GOAL OF THE EXERCISE: Only the pictures are omitted; repeat all other data exactly.

COLLECTED MATERIAL:
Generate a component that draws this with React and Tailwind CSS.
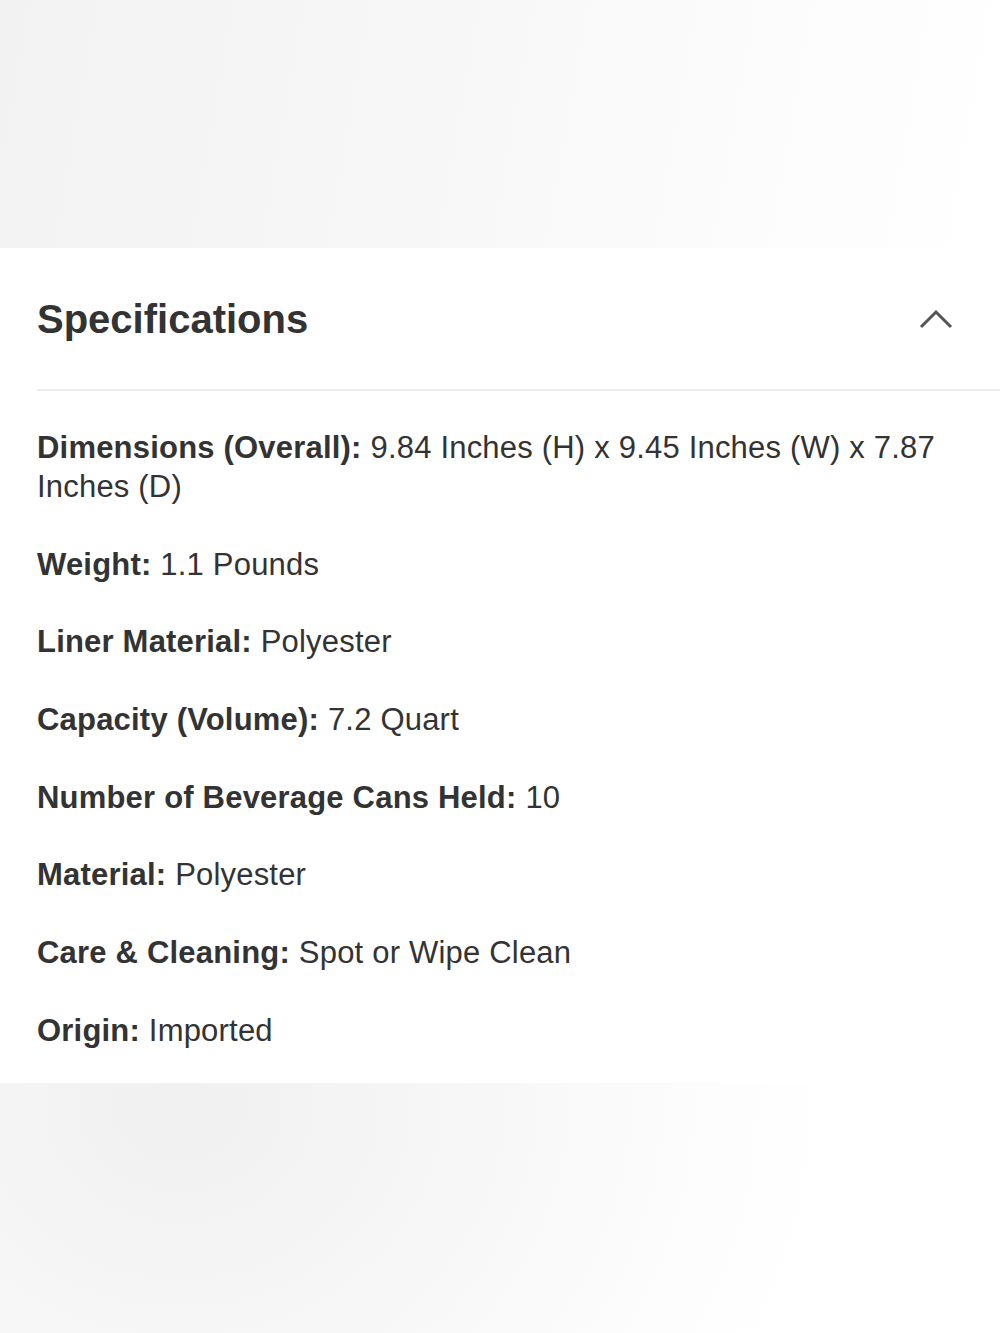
const specs = [
  { label: 'Dimensions (Overall):', value: '9.84 Inches (H) x 9.45 Inches (W) x 7.87 Inches (D)' },
  { label: 'Weight:', value: '1.1 Pounds' },
  { label: 'Liner Material:', value: 'Polyester' },
  { label: 'Capacity (Volume):', value: '7.2 Quart' },
  { label: 'Number of Beverage Cans Held:', value: '10' },
  { label: 'Material:', value: 'Polyester' },
  { label: 'Care & Cleaning:', value: 'Spot or Wipe Clean' },
  { label: 'Origin:', value: 'Imported' },
];

export default function App() {
  return (
    <div className="flex min-h-[1333px] w-[1000px] flex-col bg-white font-['Liberation_Sans',Arial,sans-serif] text-[#333]">
      <div className="h-[248px] bg-[linear-gradient(100deg,#f2f2f2_0%,#f6f6f6_35%,#fbfbfb_70%,#ffffff_100%)]" />

      <section className="bg-white pb-[33px]">
        <div className="flex h-[141px] items-center justify-between pl-[37px] pr-[47px]">
          <h2 className="text-[40px] font-bold text-[#333]">Specifications</h2>
          <svg width="34" height="20" viewBox="0 0 34 20" fill="none">
            <path d="M2 18 L17 3 L32 18" stroke="#555" strokeWidth="3" />
          </svg>
        </div>
        <div className="ml-[37px] h-[2px] bg-[#ececec]" />

        <div className="flex flex-col gap-[38.7px] pl-[37px] pr-[50px] pt-[37px] text-[31px] leading-[39px] tracking-[0.2px]">
          {specs.map((s) => (
            <p key={s.label}>
              <span className="font-bold">{s.label}</span> {s.value}
            </p>
          ))}
        </div>
      </section>

      <div className="flex-1 bg-[radial-gradient(ellipse_700px_620px_at_180px_20px,#f0f0f0_0%,#f4f4f4_25%,#f9f9f9_55%,#fefefe_85%,#ffffff_100%)]" />
    </div>
  );
}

WORKED SOLUTION:
Generate a component that draws this with React and Tailwind CSS.
const specs = [
  { label: 'Dimensions (Overall):', value: '9.84 Inches (H) x 9.45 Inches (W) x 7.87 Inches (D)' },
  { label: 'Weight:', value: '1.1 Pounds' },
  { label: 'Liner Material:', value: 'Polyester' },
  { label: 'Capacity (Volume):', value: '7.2 Quart' },
  { label: 'Number of Beverage Cans Held:', value: '10' },
  { label: 'Material:', value: 'Polyester' },
  { label: 'Care & Cleaning:', value: 'Spot or Wipe Clean' },
  { label: 'Origin:', value: 'Imported' },
];

export default function App() {
  return (
    <div className="flex min-h-[1333px] w-[1000px] flex-col bg-white font-['Liberation_Sans',Arial,sans-serif] text-[#333]">
      <div className="h-[248px] bg-[linear-gradient(100deg,#f2f2f2_0%,#f6f6f6_35%,#fbfbfb_70%,#ffffff_100%)]" />

      <section className="bg-white pb-[33px]">
        <div className="flex h-[141px] items-center justify-between pl-[37px] pr-[47px]">
          <h2 className="text-[40px] font-bold text-[#333]">Specifications</h2>
          <svg width="34" height="20" viewBox="0 0 34 20" fill="none">
            <path d="M2 18 L17 3 L32 18" stroke="#555" strokeWidth="3" />
          </svg>
        </div>
        <div className="ml-[37px] h-[2px] bg-[#ececec]" />

        <div className="flex flex-col gap-[38.7px] pl-[37px] pr-[50px] pt-[37px] text-[31px] leading-[39px] tracking-[0.2px]">
          {specs.map((s) => (
            <p key={s.label}>
              <span className="font-bold">{s.label}</span> {s.value}
            </p>
          ))}
        </div>
      </section>

      <div className="flex-1 bg-[radial-gradient(ellipse_700px_620px_at_180px_20px,#f0f0f0_0%,#f4f4f4_25%,#f9f9f9_55%,#fefefe_85%,#ffffff_100%)]" />
    </div>
  );
}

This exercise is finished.